— begin —

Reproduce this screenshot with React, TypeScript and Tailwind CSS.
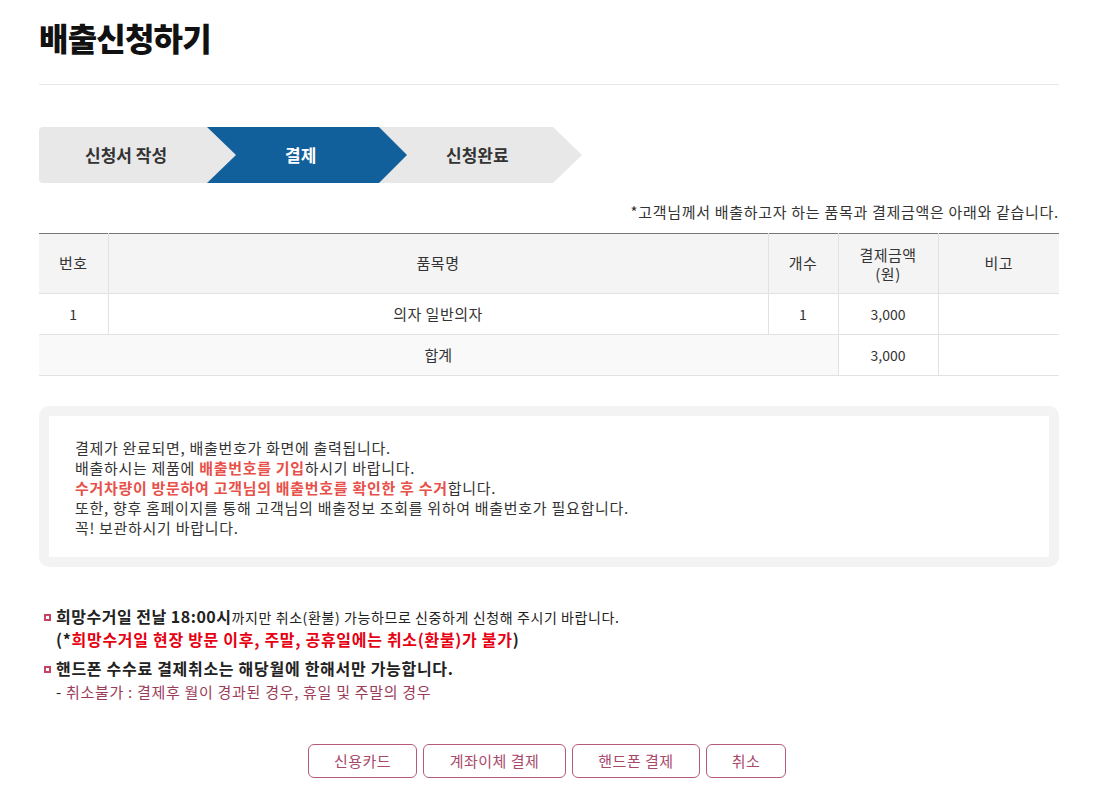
import React from "react";

const font = { fontFamily: '"Noto Sans CJK KR", "Noto Sans", sans-serif' };

const Bullet = () => (
  <span className="mr-[5px] inline-block h-[7px] w-[7px] border-[2px] border-[#c8435f] align-middle mb-[3px]" />
);

export default function App() {
  return (
    <div className="min-h-[799px] bg-white text-[#333]" style={font}>
      <div className="ml-[39px] w-[1020px] pt-[14px]">
        {/* Title */}
        <h1 className="text-[32px] font-black leading-[46px] tracking-[-0.8px] text-[#111]">배출신청하기</h1>
        <div className="mt-[24px] h-px bg-[#e6e6e6]" />

        {/* Steps */}
        <div className="mt-[42px] flex h-[56px]">
          <div className="relative z-30 flex w-[197px] items-center rounded-l-[4px] bg-[#e8e8e8] pl-[46px] text-[17px] font-bold text-[#333] [clip-path:polygon(0_0,168px_0,197px_50%,168px_100%,0_100%)]">
            신청서 작성
          </div>
          <div className="relative z-20 ml-[-30px] flex w-[201px] items-center bg-[#12609b] pl-[79px] text-[17px] font-bold text-white [clip-path:polygon(0_0,173px_0,201px_50%,173px_100%,0_100%)]">
            결제
          </div>
          <div className="relative z-10 ml-[-27px] flex w-[202px] items-center bg-[#e8e8e8] pl-[66px] text-[17px] font-bold text-[#333] [clip-path:polygon(0_0,173px_0,202px_50%,173px_100%,0_100%)]">
            신청완료
          </div>
        </div>

        <p className="mt-[19px] text-right text-[15px] leading-[20px] tracking-[0.7px] text-[#333]">
          *고객님께서 배출하고자 하는 품목과 결제금액은 아래와 같습니다.
        </p>

        {/* Table */}
        <table className="mt-[11px] w-full border-collapse border-t border-t-[#777] text-[14px] text-[#333]">
          <colgroup>
            <col className="w-[69px]" />
            <col className="w-[660px]" />
            <col className="w-[70px]" />
            <col className="w-[100px]" />
            <col className="w-[121px]" />
          </colgroup>
          <thead>
            <tr className="h-[60px] bg-[#f4f4f4] text-[15px] tracking-[0.5px]">
              <th className="border-b border-r border-[#e2e2e2] font-normal">번호</th>
              <th className="border-b border-r border-[#e2e2e2] font-normal">품목명</th>
              <th className="border-b border-r border-[#e2e2e2] font-normal">개수</th>
              <th className="border-b border-r border-[#e2e2e2] font-normal leading-[19px]">
                결제금액
                <br />
                (원)
              </th>
              <th className="border-b border-[#e2e2e2] font-normal">비고</th>
            </tr>
          </thead>
          <tbody>
            <tr className="h-[41px] text-center">
              <td className="border-b border-r border-[#e2e2e2]">1</td>
              <td className="border-b border-r border-[#e2e2e2] text-[15px] tracking-[0.5px]">의자 일반의자</td>
              <td className="border-b border-r border-[#e2e2e2]">1</td>
              <td className="border-b border-r border-[#e2e2e2]">3,000</td>
              <td className="border-b border-[#e2e2e2]"></td>
            </tr>
            <tr className="h-[41px] text-center">
              <td colSpan={3} className="border-b border-r border-[#e2e2e2] bg-[#f9f9f9] text-[15px]">
                합계
              </td>
              <td className="border-b border-r border-[#e2e2e2]">3,000</td>
              <td className="border-b border-[#e2e2e2]"></td>
            </tr>
          </tbody>
        </table>

        {/* Notice box */}
        <div className="mt-[30px] rounded-[10px] border-[10px] border-[#f3f3f3] px-[26px] pb-[19px] pt-[22px] text-[15px] leading-[20px] tracking-[0.7px] text-[#333]">
          <p>결제가 완료되면, 배출번호가 화면에 출력됩니다.</p>
          <p>
            배출하시는 제품에 <span className="font-bold text-[#e8504a]">배출번호를 기입</span>하시기 바랍니다.
          </p>
          <p>
            <span className="font-bold text-[#e8504a]">수거차량이 방문하여 고객님의 배출번호를 확인한 후 수거</span>합니다.
          </p>
          <p>또한, 향후 홈페이지를 통해 고객님의 배출정보 조회를 위하여 배출번호가 필요합니다.</p>
          <p>꼭! 보관하시기 바랍니다.</p>
        </div>

        {/* Cancel rules */}
        <div className="mt-[39px] pl-[5px] tracking-[0.7px] text-[#222]">
          <p className="text-[14px] leading-[21px] tracking-[0.6px]">
            <Bullet />
            <span className="text-[16px] font-bold tracking-[0.5px]">희망수거일 전날 18:00시</span>까지만 취소(환불) 가능하므로 신중하게 신청해 주시기 바랍니다.
          </p>
          <p className="pl-[12px] text-[16px] font-bold leading-[22px]">
            (*<span className="text-[#e60012]">희망수거일 현장 방문 이후, 주말, 공휴일에는 취소(환불)가 불가</span>)
          </p>
          <p className="mt-[7px] text-[16px] font-bold leading-[22px]">
            <Bullet />
            핸드폰 수수료 결제취소는 해당월에 한해서만 가능합니다.
          </p>
          <p className="mt-[3px] pl-[12px] text-[15px] leading-[20px]">
            - <span className="text-[#9c3b58]">취소불가 : 결제후 월이 경과된 경우, 휴일 및 주말의 경우</span>
          </p>
        </div>

        {/* Buttons */}
        <div className="mt-[42px] flex justify-center gap-[6px] pr-[4px]">
          <button className="h-[34px] w-[109px] rounded-[6px] border border-[#b65a78] text-[15px] tracking-[0.5px] text-[#a8486a]">신용카드</button>
          <button className="h-[34px] w-[143px] rounded-[6px] border border-[#b65a78] text-[15px] tracking-[0.5px] text-[#a8486a]">계좌이체 결제</button>
          <button className="h-[34px] w-[128px] rounded-[6px] border border-[#b65a78] text-[15px] tracking-[0.5px] text-[#a8486a]">핸드폰 결제</button>
          <button className="h-[34px] w-[80px] rounded-[6px] border border-[#b65a78] text-[15px] tracking-[0.5px] text-[#a8486a]">취소</button>
        </div>
      </div>
    </div>
  );
}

— end —

• TASK TO COMPLETE
Each line of the material must be retyped exactly, except that images are omitted.

• ANSWER IN FULL
Reproduce this screenshot with React, TypeScript and Tailwind CSS.
import React from "react";

const font = { fontFamily: '"Noto Sans CJK KR", "Noto Sans", sans-serif' };

const Bullet = () => (
  <span className="mr-[5px] inline-block h-[7px] w-[7px] border-[2px] border-[#c8435f] align-middle mb-[3px]" />
);

export default function App() {
  return (
    <div className="min-h-[799px] bg-white text-[#333]" style={font}>
      <div className="ml-[39px] w-[1020px] pt-[14px]">
        {/* Title */}
        <h1 className="text-[32px] font-black leading-[46px] tracking-[-0.8px] text-[#111]">배출신청하기</h1>
        <div className="mt-[24px] h-px bg-[#e6e6e6]" />

        {/* Steps */}
        <div className="mt-[42px] flex h-[56px]">
          <div className="relative z-30 flex w-[197px] items-center rounded-l-[4px] bg-[#e8e8e8] pl-[46px] text-[17px] font-bold text-[#333] [clip-path:polygon(0_0,168px_0,197px_50%,168px_100%,0_100%)]">
            신청서 작성
          </div>
          <div className="relative z-20 ml-[-30px] flex w-[201px] items-center bg-[#12609b] pl-[79px] text-[17px] font-bold text-white [clip-path:polygon(0_0,173px_0,201px_50%,173px_100%,0_100%)]">
            결제
          </div>
          <div className="relative z-10 ml-[-27px] flex w-[202px] items-center bg-[#e8e8e8] pl-[66px] text-[17px] font-bold text-[#333] [clip-path:polygon(0_0,173px_0,202px_50%,173px_100%,0_100%)]">
            신청완료
          </div>
        </div>

        <p className="mt-[19px] text-right text-[15px] leading-[20px] tracking-[0.7px] text-[#333]">
          *고객님께서 배출하고자 하는 품목과 결제금액은 아래와 같습니다.
        </p>

        {/* Table */}
        <table className="mt-[11px] w-full border-collapse border-t border-t-[#777] text-[14px] text-[#333]">
          <colgroup>
            <col className="w-[69px]" />
            <col className="w-[660px]" />
            <col className="w-[70px]" />
            <col className="w-[100px]" />
            <col className="w-[121px]" />
          </colgroup>
          <thead>
            <tr className="h-[60px] bg-[#f4f4f4] text-[15px] tracking-[0.5px]">
              <th className="border-b border-r border-[#e2e2e2] font-normal">번호</th>
              <th className="border-b border-r border-[#e2e2e2] font-normal">품목명</th>
              <th className="border-b border-r border-[#e2e2e2] font-normal">개수</th>
              <th className="border-b border-r border-[#e2e2e2] font-normal leading-[19px]">
                결제금액
                <br />
                (원)
              </th>
              <th className="border-b border-[#e2e2e2] font-normal">비고</th>
            </tr>
          </thead>
          <tbody>
            <tr className="h-[41px] text-center">
              <td className="border-b border-r border-[#e2e2e2]">1</td>
              <td className="border-b border-r border-[#e2e2e2] text-[15px] tracking-[0.5px]">의자 일반의자</td>
              <td className="border-b border-r border-[#e2e2e2]">1</td>
              <td className="border-b border-r border-[#e2e2e2]">3,000</td>
              <td className="border-b border-[#e2e2e2]"></td>
            </tr>
            <tr className="h-[41px] text-center">
              <td colSpan={3} className="border-b border-r border-[#e2e2e2] bg-[#f9f9f9] text-[15px]">
                합계
              </td>
              <td className="border-b border-r border-[#e2e2e2]">3,000</td>
              <td className="border-b border-[#e2e2e2]"></td>
            </tr>
          </tbody>
        </table>

        {/* Notice box */}
        <div className="mt-[30px] rounded-[10px] border-[10px] border-[#f3f3f3] px-[26px] pb-[19px] pt-[22px] text-[15px] leading-[20px] tracking-[0.7px] text-[#333]">
          <p>결제가 완료되면, 배출번호가 화면에 출력됩니다.</p>
          <p>
            배출하시는 제품에 <span className="font-bold text-[#e8504a]">배출번호를 기입</span>하시기 바랍니다.
          </p>
          <p>
            <span className="font-bold text-[#e8504a]">수거차량이 방문하여 고객님의 배출번호를 확인한 후 수거</span>합니다.
          </p>
          <p>또한, 향후 홈페이지를 통해 고객님의 배출정보 조회를 위하여 배출번호가 필요합니다.</p>
          <p>꼭! 보관하시기 바랍니다.</p>
        </div>

        {/* Cancel rules */}
        <div className="mt-[39px] pl-[5px] tracking-[0.7px] text-[#222]">
          <p className="text-[14px] leading-[21px] tracking-[0.6px]">
            <Bullet />
            <span className="text-[16px] font-bold tracking-[0.5px]">희망수거일 전날 18:00시</span>까지만 취소(환불) 가능하므로 신중하게 신청해 주시기 바랍니다.
          </p>
          <p className="pl-[12px] text-[16px] font-bold leading-[22px]">
            (*<span className="text-[#e60012]">희망수거일 현장 방문 이후, 주말, 공휴일에는 취소(환불)가 불가</span>)
          </p>
          <p className="mt-[7px] text-[16px] font-bold leading-[22px]">
            <Bullet />
            핸드폰 수수료 결제취소는 해당월에 한해서만 가능합니다.
          </p>
          <p className="mt-[3px] pl-[12px] text-[15px] leading-[20px]">
            - <span className="text-[#9c3b58]">취소불가 : 결제후 월이 경과된 경우, 휴일 및 주말의 경우</span>
          </p>
        </div>

        {/* Buttons */}
        <div className="mt-[42px] flex justify-center gap-[6px] pr-[4px]">
          <button className="h-[34px] w-[109px] rounded-[6px] border border-[#b65a78] text-[15px] tracking-[0.5px] text-[#a8486a]">신용카드</button>
          <button className="h-[34px] w-[143px] rounded-[6px] border border-[#b65a78] text-[15px] tracking-[0.5px] text-[#a8486a]">계좌이체 결제</button>
          <button className="h-[34px] w-[128px] rounded-[6px] border border-[#b65a78] text-[15px] tracking-[0.5px] text-[#a8486a]">핸드폰 결제</button>
          <button className="h-[34px] w-[80px] rounded-[6px] border border-[#b65a78] text-[15px] tracking-[0.5px] text-[#a8486a]">취소</button>
        </div>
      </div>
    </div>
  );
}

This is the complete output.